An in-depth case study of a CRC patient in Subtype 3 highlighted the significant involvement of colibactin signature SBS88 (approximately 10%) in the patient's disease progression. Fig. 4E displays the findings of CM099, a 54-year-old female with Stage II left-sided CRC, a non-smoker, with a non-hypermutated phenotype. This patient showed APC hotspot splice site mutation that matched the SBS88 signature and the colibactin-specific motif with early timing (mean of relative timing = 0.37 [95%CI: 0.00-0.68]).The timing of the APC hotspot mutation and 5q loss was calculated, as described in Methods, to have occurred at around 20 [95%CI: 0.00-36.72] years old. Nearly simultaneously, the case experienced TP53 (nonsense), NOTCH1 (missense), and chr17p loss, succeeded by whole genome duplication (WGD) with a mean relative timing of 0.76 [95%CI: 0.75-0.76] (around 41 years old). Additionally, the case exhibited various chromosomal gains and losses (Extended Data Tables 19, 20).
Immune environment in colibactin-associated CRC
The gut microbiota has an impact on both the local gut immune environment and the broader systemic immune system. We investigated the correlation between microbiome-based subtypes and immune cell composition as determined by CIBERSORTx, and no significant differences were observed in the absolute score or proportions of inflammatory cell types among the subtypes (Fig. 5A).
The integration of tumor mutation burden (TMB) and T cell-inflamed gene expression profile (GEP) score24 is useful for classifying tumor immune environments.
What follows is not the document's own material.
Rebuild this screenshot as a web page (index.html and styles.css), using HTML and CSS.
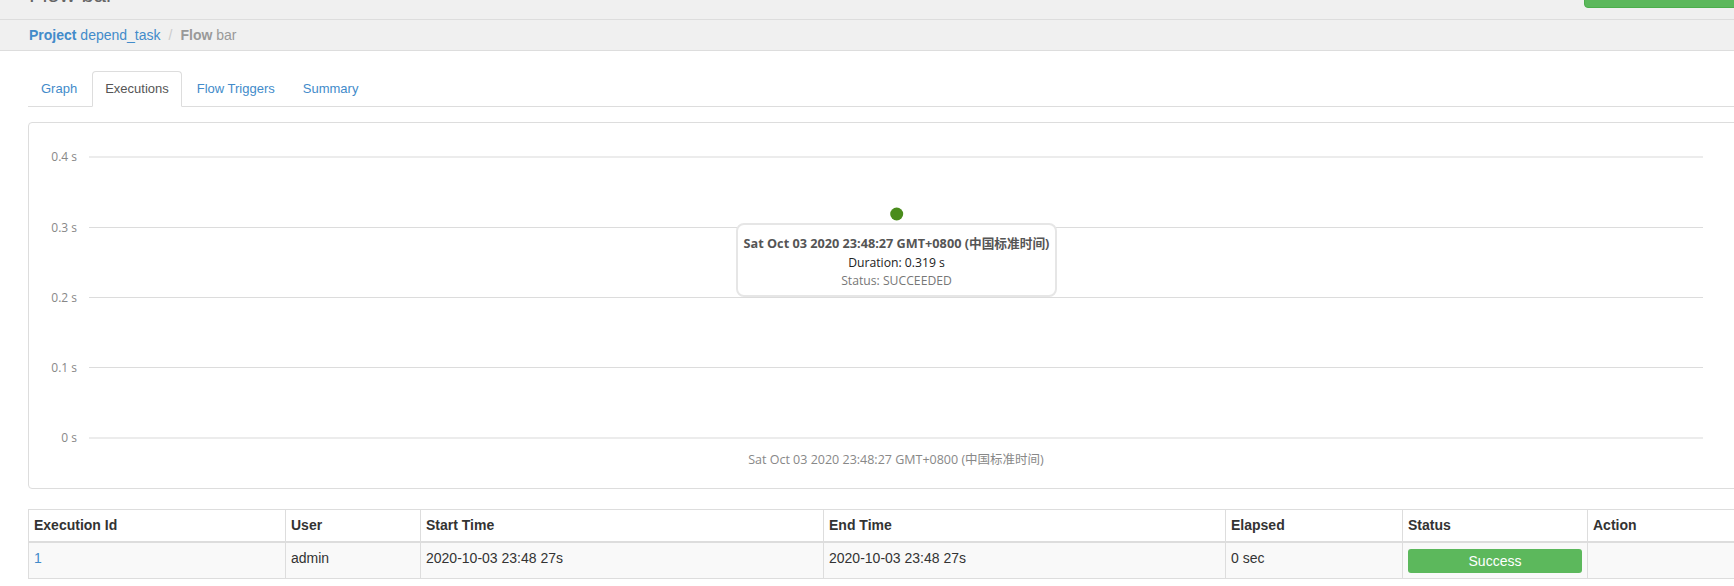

In the TMBhigh/GEPhigh (immune-hot) category, the number of patients in Subtype 3 was significantly lower than in other subtypes (P = 0.0098, OR = 0.23, Fisher's exact test, one-sided) (Fig. 5B). Moreover, when hypermutated phenotype CRC was excluded from the analysis, patients with a higher ID18 percentage demonstrated significantly more TMBhigh/GEPlow compared to other cases (P = 0.013, OR = 3.3) (Fig. 5C).
A notable correlation was identified between colibactin-related mutational signatures (i.e., either ID18 or SBS88) and immune cells; that is, a higher proportion of ID18 was significantly correlated with an increase in the proportion of regulatory T cells (P = 0.035, Wilcoxon rank sum test, one-sided) (Fig. 5D, Extended Data Table 21). Immunohistochemical staining confirmed the expression of FOXP3 in FFPE sections of CRCs, specifically those with high (CM040) and low (CM053) colibactin signatures (Fig. 5E, 5F). A higher proportion of SBS88 was associated with a reduction in the number of resting CD4-positive memory T cells (P = 0.014) and a lower absolute score (P = 0.017) (Extended Data Table 22). The results suggest that CRCs with higher colibactin-related mutational signatures are located in an immunosuppressive microenvironment.